## EXERCISE
Reproduce every line in the listing that contains the word "screenshot".

## RECORDED INFORMATION

□ □ □ □ □

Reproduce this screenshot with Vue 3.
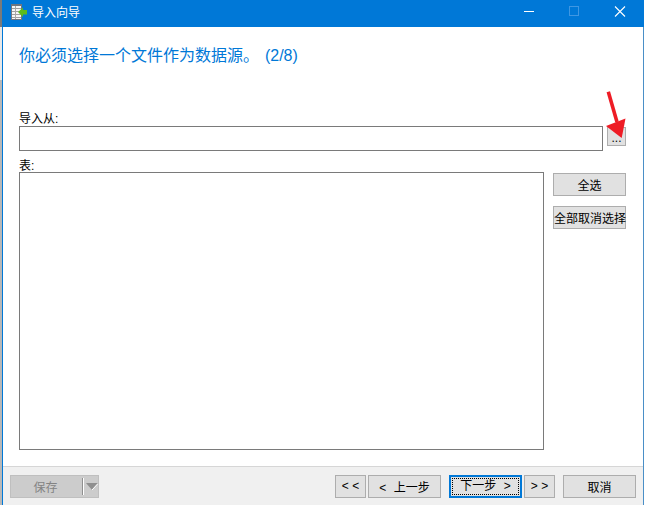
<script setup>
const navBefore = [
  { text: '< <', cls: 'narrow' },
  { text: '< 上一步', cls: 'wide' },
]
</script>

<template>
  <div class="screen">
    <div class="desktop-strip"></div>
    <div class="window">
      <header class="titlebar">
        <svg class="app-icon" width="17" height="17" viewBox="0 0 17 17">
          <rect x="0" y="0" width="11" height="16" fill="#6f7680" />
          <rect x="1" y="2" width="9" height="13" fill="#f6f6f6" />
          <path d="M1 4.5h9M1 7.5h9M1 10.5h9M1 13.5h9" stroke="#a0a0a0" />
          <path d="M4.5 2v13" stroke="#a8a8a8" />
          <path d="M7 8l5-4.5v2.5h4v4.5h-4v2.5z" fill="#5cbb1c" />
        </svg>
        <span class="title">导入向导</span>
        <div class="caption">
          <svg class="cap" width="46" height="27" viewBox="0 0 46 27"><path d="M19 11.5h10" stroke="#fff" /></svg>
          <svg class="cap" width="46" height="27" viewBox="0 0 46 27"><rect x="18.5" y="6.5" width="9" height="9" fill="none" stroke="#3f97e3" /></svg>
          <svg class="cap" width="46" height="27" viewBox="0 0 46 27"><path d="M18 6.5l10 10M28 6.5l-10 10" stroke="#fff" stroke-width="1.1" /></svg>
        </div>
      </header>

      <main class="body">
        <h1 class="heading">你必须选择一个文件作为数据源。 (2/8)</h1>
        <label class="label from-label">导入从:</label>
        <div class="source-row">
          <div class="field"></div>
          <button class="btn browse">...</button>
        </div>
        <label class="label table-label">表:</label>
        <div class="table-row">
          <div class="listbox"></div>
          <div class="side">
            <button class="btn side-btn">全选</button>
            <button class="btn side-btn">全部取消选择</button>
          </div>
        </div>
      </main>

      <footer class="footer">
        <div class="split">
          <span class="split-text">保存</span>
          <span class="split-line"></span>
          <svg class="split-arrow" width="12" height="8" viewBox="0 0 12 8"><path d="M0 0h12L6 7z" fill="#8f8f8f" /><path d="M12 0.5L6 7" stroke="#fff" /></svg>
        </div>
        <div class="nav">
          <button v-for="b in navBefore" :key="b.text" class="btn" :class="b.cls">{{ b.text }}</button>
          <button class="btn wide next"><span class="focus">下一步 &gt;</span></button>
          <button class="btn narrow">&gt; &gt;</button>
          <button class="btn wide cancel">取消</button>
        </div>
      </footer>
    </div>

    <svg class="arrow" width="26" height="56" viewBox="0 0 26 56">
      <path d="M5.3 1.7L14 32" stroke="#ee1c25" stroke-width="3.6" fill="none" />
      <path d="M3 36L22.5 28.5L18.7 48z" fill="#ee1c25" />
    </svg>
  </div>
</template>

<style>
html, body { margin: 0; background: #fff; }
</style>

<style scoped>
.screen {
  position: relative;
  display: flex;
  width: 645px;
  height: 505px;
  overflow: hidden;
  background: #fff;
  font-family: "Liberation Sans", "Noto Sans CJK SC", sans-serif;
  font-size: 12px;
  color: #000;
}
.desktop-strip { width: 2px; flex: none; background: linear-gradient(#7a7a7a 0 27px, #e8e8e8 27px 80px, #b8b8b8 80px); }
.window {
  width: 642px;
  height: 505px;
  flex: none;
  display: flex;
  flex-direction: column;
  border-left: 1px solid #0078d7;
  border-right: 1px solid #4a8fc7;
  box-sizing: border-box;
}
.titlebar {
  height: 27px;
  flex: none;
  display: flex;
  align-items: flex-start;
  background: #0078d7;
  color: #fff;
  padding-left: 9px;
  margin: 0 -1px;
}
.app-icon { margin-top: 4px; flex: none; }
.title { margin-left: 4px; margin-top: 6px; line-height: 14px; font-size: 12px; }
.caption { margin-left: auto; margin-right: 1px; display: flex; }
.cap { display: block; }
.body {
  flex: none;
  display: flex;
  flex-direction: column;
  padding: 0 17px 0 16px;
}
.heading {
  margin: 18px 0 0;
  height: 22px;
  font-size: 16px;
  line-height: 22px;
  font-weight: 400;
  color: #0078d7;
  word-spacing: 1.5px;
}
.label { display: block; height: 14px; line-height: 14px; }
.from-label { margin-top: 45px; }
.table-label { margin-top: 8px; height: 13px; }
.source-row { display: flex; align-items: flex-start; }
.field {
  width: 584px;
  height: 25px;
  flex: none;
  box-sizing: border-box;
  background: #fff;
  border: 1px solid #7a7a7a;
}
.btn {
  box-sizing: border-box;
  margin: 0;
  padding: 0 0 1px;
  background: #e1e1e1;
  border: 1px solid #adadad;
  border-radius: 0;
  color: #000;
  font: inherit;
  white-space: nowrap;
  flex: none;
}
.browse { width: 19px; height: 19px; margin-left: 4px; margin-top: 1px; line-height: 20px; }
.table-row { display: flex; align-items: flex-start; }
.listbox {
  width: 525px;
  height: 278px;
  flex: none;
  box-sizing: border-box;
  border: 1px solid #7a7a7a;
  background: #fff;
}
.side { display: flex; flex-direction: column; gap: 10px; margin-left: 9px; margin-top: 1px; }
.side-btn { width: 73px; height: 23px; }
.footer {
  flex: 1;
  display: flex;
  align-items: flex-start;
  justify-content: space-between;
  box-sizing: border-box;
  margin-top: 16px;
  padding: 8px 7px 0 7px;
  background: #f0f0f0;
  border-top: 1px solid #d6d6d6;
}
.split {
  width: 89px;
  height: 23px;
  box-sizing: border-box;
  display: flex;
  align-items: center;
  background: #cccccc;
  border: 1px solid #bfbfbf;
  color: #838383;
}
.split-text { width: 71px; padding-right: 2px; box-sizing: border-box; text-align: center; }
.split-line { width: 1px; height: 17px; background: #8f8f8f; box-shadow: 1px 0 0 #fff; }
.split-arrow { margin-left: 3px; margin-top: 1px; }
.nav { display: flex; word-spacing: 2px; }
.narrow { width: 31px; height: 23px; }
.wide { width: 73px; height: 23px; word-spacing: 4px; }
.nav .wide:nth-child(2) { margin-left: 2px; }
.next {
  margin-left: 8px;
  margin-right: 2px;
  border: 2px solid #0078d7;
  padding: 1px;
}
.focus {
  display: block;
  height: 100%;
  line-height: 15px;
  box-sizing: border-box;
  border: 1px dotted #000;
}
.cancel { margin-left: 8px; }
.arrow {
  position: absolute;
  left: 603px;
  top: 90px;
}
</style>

□ □ □ □ □

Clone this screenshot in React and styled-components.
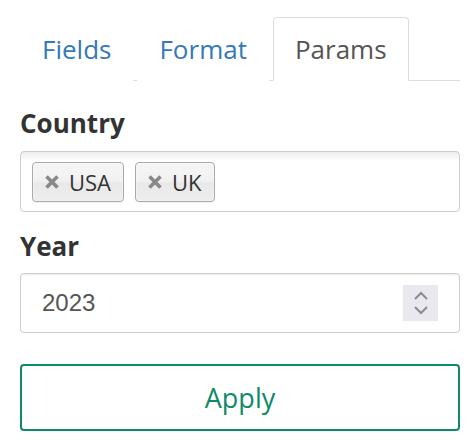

□ □ □ □ □

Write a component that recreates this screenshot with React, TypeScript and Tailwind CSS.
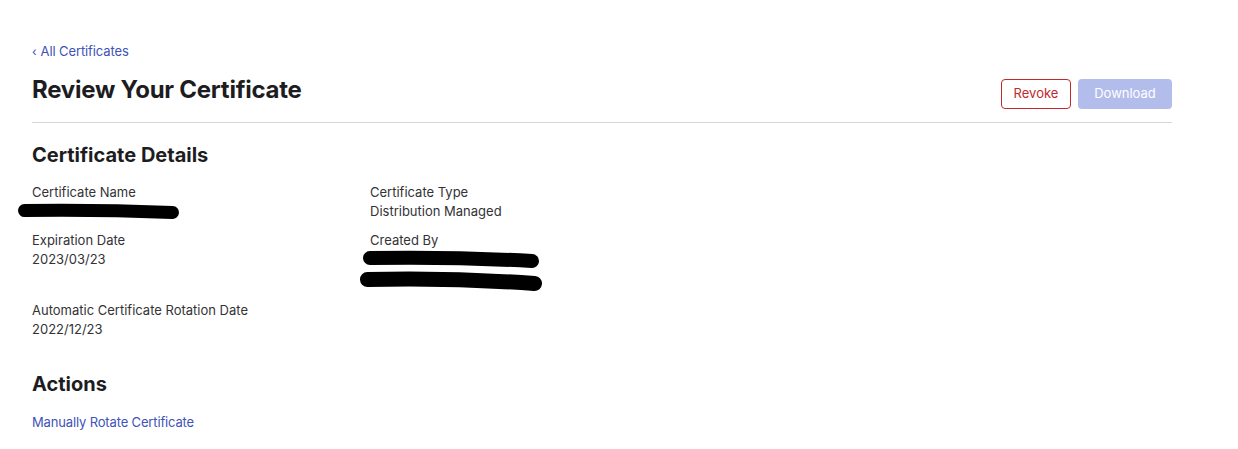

□ □ □ □ □

## RIGHT ANSWER
Reproduce this screenshot with Vue 3.
Clone this screenshot in React and styled-components.
Write a component that recreates this screenshot with React, TypeScript and Tailwind CSS.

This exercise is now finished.